Concerns Iran would follow through on threats to close the Strait of Hormuz helped send crude soaring more than $10 a barrel from mid-December levels of about $93.
“We are ready to take off some of the Iranian premium,” Olivier Jakob, managing director at Petromatrix GMBH, wrote in a research note this week.
Jakob pointed to fresh signs that tensions have eased, including the cancellation of a joint U.S.-Israeli military exercise last weekend, a White House letter sent to Iran and the U.S. Navy publicly announcing the departure of the USS Stennis supercarrier out of the Strait of Hormuz region.
“At this point, it does seem to us that there are some attempts at defusing the situation and some behind-the-scene diplomatic action,” Jakob wrote.
Meanwhile, the fundamentals have not painted a very bullish picture of the oil picture.
According to the Energy Information Administration, gasoline stockpiles soared by 3.7 million barrels last week to 227.5 million barrels, surprising analysts who expected a more modest rise of 2.6 million barrels.
The data showed distillate stocks jumped by 438,000 barrels to 148 million barrels.
Slammed by unseasonably warm weather, natural gas prices have plummeted by more than 24% over the prior eight sessions, landing on Thursday at their lowest settle since February 2002. Gas was off 0.17% to $2.359 per million btu’s Friday.

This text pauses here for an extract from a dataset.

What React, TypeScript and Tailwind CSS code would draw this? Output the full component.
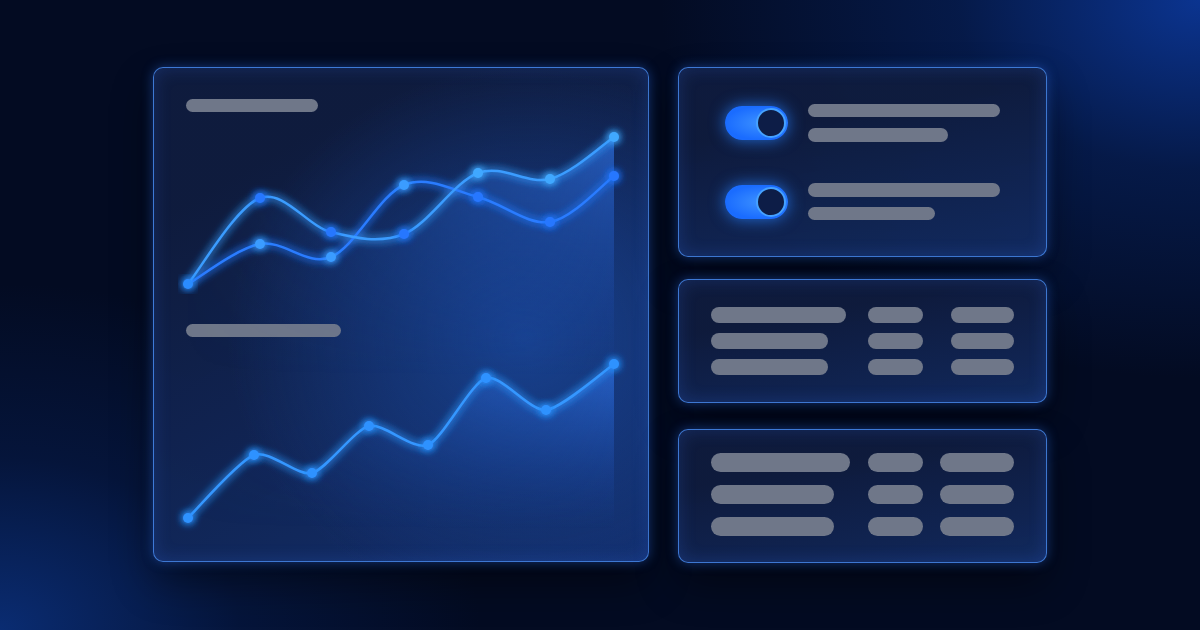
import React from "react";

type Pt = [number, number];

// Catmull-Rom → cubic bezier, for the soft chart lines
function smooth(pts: Pt[], t = 1 / 6): string {
  let d = `M${pts[0][0]},${pts[0][1]}`;
  for (let i = 0; i < pts.length - 1; i++) {
    const p0 = pts[i - 1] || pts[i];
    const p1 = pts[i];
    const p2 = pts[i + 1];
    const p3 = pts[i + 2] || p2;
    const c1x = p1[0] + (p2[0] - p0[0]) * t;
    const c1y = p1[1] + (p2[1] - p0[1]) * t;
    const c2x = p2[0] - (p3[0] - p1[0]) * t;
    const c2y = p2[1] - (p3[1] - p1[1]) * t;
    d += ` C${c1x},${c1y} ${c2x},${c2y} ${p2[0]},${p2[1]}`;
  }
  return d;
}

function area(pts: Pt[], bottom: number, t?: number): string {
  const last = pts[pts.length - 1];
  return `${smooth(pts, t)} L${last[0]},${bottom} L${pts[0][0]},${bottom} Z`;
}

const lineA: Pt[] = [[9, 159], [81, 119], [152, 132], [225, 60], [299, 72], [371, 97], [435, 51]];
const lineB: Pt[] = [[9, 159], [81, 73], [152, 107], [225, 109], [299, 48], [371, 54], [435, 12]];
const lineC: Pt[] = [[9, 168], [75, 105], [133, 123], [190, 76], [249, 95], [307, 28], [367, 60], [435, 14]];

function Bar({ w, h = 13 }: { w: number; h?: number }) {
  return <div className="rounded-full bg-[#6f7789]" style={{ width: w, height: h }} />;
}

function Dots({ pts, color }: { pts: Pt[]; color: string }) {
  return (
    <g filter="url(#glow)">
      {pts.map(([x, y], i) => (
        <circle key={i} cx={x} cy={y} r={5} fill={color} />
      ))}
    </g>
  );
}

function SharedDefs() {
  return (
    <defs>
      <filter id="glow" x="-50%" y="-50%" width="200%" height="200%">
        <feGaussianBlur stdDeviation="4" result="b" />
        <feMerge>
          <feMergeNode in="b" />
          <feMergeNode in="b" />
          <feMergeNode in="SourceGraphic" />
        </feMerge>
      </filter>
      <linearGradient id="vfade" x1="0" y1="0" x2="0" y2="1">
        <stop offset="0" stopColor="#2f74e8" stopOpacity="0.7" />
        <stop offset="1" stopColor="#1b4ab0" stopOpacity="0" />
      </linearGradient>
      <linearGradient id="hfade" x1="0" y1="0" x2="1" y2="0">
        <stop offset="0" stopColor="#000" />
        <stop offset="0.35" stopColor="#444" />
        <stop offset="1" stopColor="#fff" />
      </linearGradient>
      <mask id="hmask" maskUnits="userSpaceOnUse" x="0" y="-20" width="445" height="300">
        <rect x="0" y="-20" width="445" height="300" fill="url(#hfade)" />
      </mask>
    </defs>
  );
}

function TopChart() {
  return (
    <svg width={445} height={175} viewBox="0 0 445 175" className="block -ml-[7px] mt-[13px] overflow-visible">
      <SharedDefs />
      <path d={area(lineB, 250)} fill="url(#vfade)" mask="url(#hmask)" />
      <g filter="url(#glow)" fill="none" strokeWidth={2.5} strokeLinecap="round">
        <path d={smooth(lineA)} stroke="#2a7bff" />
        <path d={smooth(lineB)} stroke="#3a9cff" />
      </g>
      <Dots pts={lineA.slice(1, 4)} color="#3a9cff" />
      <Dots pts={lineA.slice(4)} color="#2777ff" />
      <Dots pts={lineB.slice(1, 4)} color="#2777ff" />
      <Dots pts={lineB.slice(4)} color="#41a8ff" />
      <Dots pts={[lineA[0]]} color="#2b8cff" />
    </svg>
  );
}

function BottomChart() {
  return (
    <svg width={445} height={180} viewBox="0 0 445 180" className="block -ml-[7px] mt-[13px] overflow-visible">
      <path d={area(lineC, 178, 1 / 8)} fill="url(#vfade)" mask="url(#hmask)" />
      <path d={smooth(lineC, 1 / 8)} stroke="#3497ff" strokeWidth={2.5} fill="none" strokeLinecap="round" filter="url(#glow)" />
      <Dots pts={lineC} color="#2f92ff" />
    </svg>
  );
}

function Toggle() {
  return (
    <div className="flex h-[34px] w-[63px] items-center justify-end rounded-full bg-[radial-gradient(ellipse_at_60%_50%,#3d92ff,#1a6cff_70%)] pr-[2px] shadow-[0_0_16px_rgba(40,130,255,0.8)]">
      <div className="h-[30px] w-[30px] rounded-full border-[2.5px] border-[#46a2ff] bg-[#0d1d47]" />
    </div>
  );
}

const panel =
  "rounded-[10px] border-[1.5px] border-[#4282e2]/90 shadow-[0_0_12px_rgba(50,120,255,0.4),0_20px_40px_rgba(0,0,0,0.45),inset_0_0_18px_rgba(60,120,255,0.2)]";

const smallPanel =
  "bg-[linear-gradient(170deg,rgba(15,28,62,0.95)_30%,rgba(19,45,100,0.9))]";

export default function App() {
  return (
    <div className="h-[630px] w-[1200px] overflow-hidden bg-[#030b22] bg-[radial-gradient(ellipse_45%_60%_at_100%_0%,#0b3490_0%,rgba(8,40,110,0.5)_45%,transparent_100%),radial-gradient(ellipse_40%_55%_at_0%_100%,#0a2c72_0%,rgba(8,35,95,0.4)_50%,transparent_100%)]">
      <div className="flex pl-[153px] pt-[67px]">
        {/* chart panel */}
        <div
          className={`${panel} h-[495px] w-[496px] pl-[32px] pt-[31px] bg-[radial-gradient(ellipse_60%_55%_at_75%_55%,rgba(24,66,145,0.95),transparent),linear-gradient(150deg,rgba(15,28,62,0.97)_20%,rgba(20,50,115,0.92))]`}
        >
          <Bar w={132} />
          <TopChart />
          <div className="mt-[24px]">
            <Bar w={155} />
          </div>
          <BottomChart />
        </div>

        <div className="ml-[29px] flex w-[369px] flex-col">
          {/* toggles */}
          <div className={`${panel} ${smallPanel} h-[190px] pl-[46px] pt-[36px]`}>
            <div className="flex items-center gap-[20px]">
              <Toggle />
              <div className="flex flex-col gap-[11px]">
                <Bar w={192} />
                <Bar w={140} h={14} />
              </div>
            </div>
            <div className="mt-[41px] flex items-center gap-[20px]">
              <Toggle />
              <div className="flex flex-col gap-[10px]">
                <Bar w={192} h={14} />
                <Bar w={127} />
              </div>
            </div>
          </div>

          {/* table 1 */}
          <div className={`${panel} ${smallPanel} mt-[22px] h-[124px] pl-[32px] pt-[27px]`}>
            <div className="flex flex-col gap-[10px]">
              {[135, 117, 117].map((w, i) => (
                <div key={i} className="flex items-center">
                  <div className="w-[157px]">
                    <Bar w={w} h={16} />
                  </div>
                  <div className="w-[83px]">
                    <Bar w={55} h={16} />
                  </div>
                  <Bar w={63} h={16} />
                </div>
              ))}
            </div>
          </div>

          {/* table 2 */}
          <div className={`${panel} ${smallPanel} mt-[26px] h-[134px] pl-[32px] pt-[23px]`}>
            <div className="flex flex-col gap-[13px]">
              {[139, 123, 123].map((w, i) => (
                <div key={i} className="flex items-center">
                  <div className="w-[157px]">
                    <Bar w={w} h={19} />
                  </div>
                  <div className="w-[72px]">
                    <Bar w={55} h={19} />
                  </div>
                  <Bar w={74} h={19} />
                </div>
              ))}
            </div>
          </div>
        </div>
      </div>
    </div>
  );
}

“Warm January has broken the back of the natural gas market and we believe we have reached an inflection point for a decisive response,” RBC analysts wrote in a note.
To be sure, the weekly inventory data did show crude oil stockpiles declined by a stronger-than-expected 3.4 million barrels last week. But energy traders appeared focused on the rising gas stockpiles.
“The market is still stunned by the big drop we saw in gasoline demand yesterday,” said Flynn. "We’re producing more gas at a time when demand is weak so that’s leading to concern it may weigh down the market.”
Flynn added, “It had some bulls rethink their bullish outlook.”